В результате совершенно доподлинно можно сказать, что среди всех известных нам первоисточников для изучения античной философии Диоген Лаэрций представляет собой совершенно особую и весьма оригинальную фигуру, в которой совмещаются тенденции всех главнейших первоисточников и которая пользуется ими без всякого разбора и критики и иной раз даже просто случайно.
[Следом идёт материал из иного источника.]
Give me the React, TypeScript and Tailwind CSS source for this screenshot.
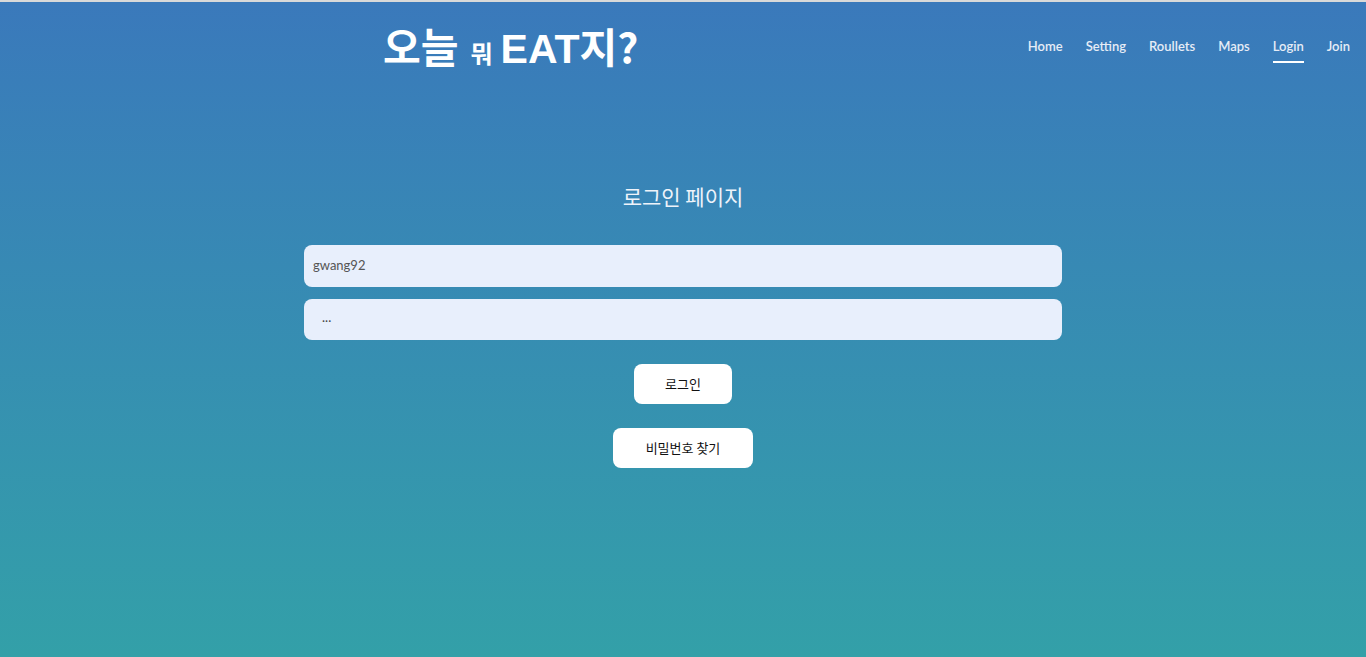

Но это, конечно, не значит, что трактат Диогена Лаэрция совсем не имеет никакой ценности. Наоборот, ценность его огромная. Ведь, кроме историко–философской, есть еще много других сторон в литературе, которые представляют для нас глубочайший интерес. Легкое обращение с фактами, некритическое порхание среди великих людей древности, постоянная склонность находить веселые, остроумные и пикантные черты у величайших представителей греческой мысли, бесконечные анекдоты и остроты, часто не имеющие никакого отношения к делу, стихи, приводимые Диогеном о том или другом философе и сочиненные им самим, легкость стиля, доходящая до легкомыслия, неумение или, может быть, нежелание мыслить логически и находить логическую последовательность у древних философов—все это, взятое вместе, делает книгу Диогена Лаэрция замечательным произведением античной литературы, которым читатель, не искушенный в историко–философских источниках, может зачитываться, а часто даже и восторгаться. Но для науки здесь потребовался бы анализ самого стиля трактата Диогена Лаэрция. А этот стиль, несмотря на глубокую разработанность историко–философских методов Диогена, все еще остается изученным весьма слабо, и тут еще предстоит немало исследований на самые разнообразные темы.